Critics’ Picks

View of “Transitional,” 2011.

New York

G.T. Pellizzi

Y Gallery
319 Grand street
September 7–October 16

“Transitional,” G. T. Pellizzi’s elegant solo show, packs a lot into Y Gallery’s compact space. The building blocks of this exhibition stand in a metonymic relation to New York City at large, its explicit subject and muse. Whether in the use it makes of glazed light fixtures and painted bulbs that hark back to loft spaces before the onset of gentrification in the 1980s, or in its stark palette of unalloyed primary colors, evoking artists inspired by the city (from Piet Mondrian to Barnett Newman­­), the show captures the nostalgia to which New York is prone.
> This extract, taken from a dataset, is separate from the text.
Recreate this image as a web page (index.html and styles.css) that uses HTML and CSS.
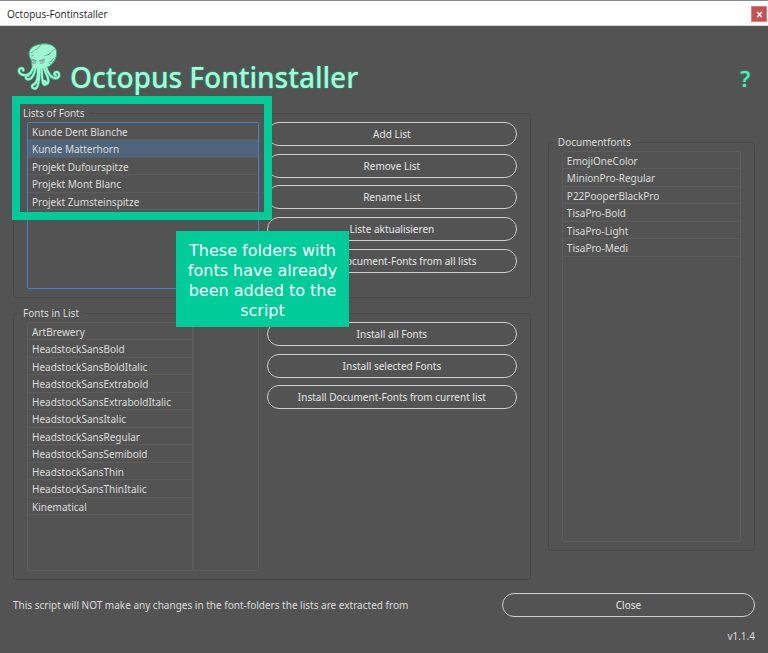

Most obviously, given that the exhibition coincides with the ten-year anniversary of 9/11, the two flat yellow planes on the floor, on which visitors can tread, recall the footprint of the Twin Towers.

As early as 1960, William S. Burroughs advocated “color walks” as an exercise; all you needed to do was pick out all the reds, say, in the urban landscape and let colors guide you on your way. If you choose to go on a blue walk in Lower Manhattan, you soon become aware of the ubiquitous wooden boards fencing off construction areas. Pellizzi avails himself of the colors and materials of these “transitional geometries,” as he terms them, to create his own solid color planes gesturing toward volumes.

In a playful mise-en-scène, “Transitional” as a whole is presented as building project, complete with its own work permit from the NYC Department of Buildings signed by the artist in the guise of a business contractor. A workaday-blue permit board by the entrance displays neat rows of resignation letters and manifestos, beginnings and endings, rites of passage in keeping with the overarching theme that gives the show its title and binds it together.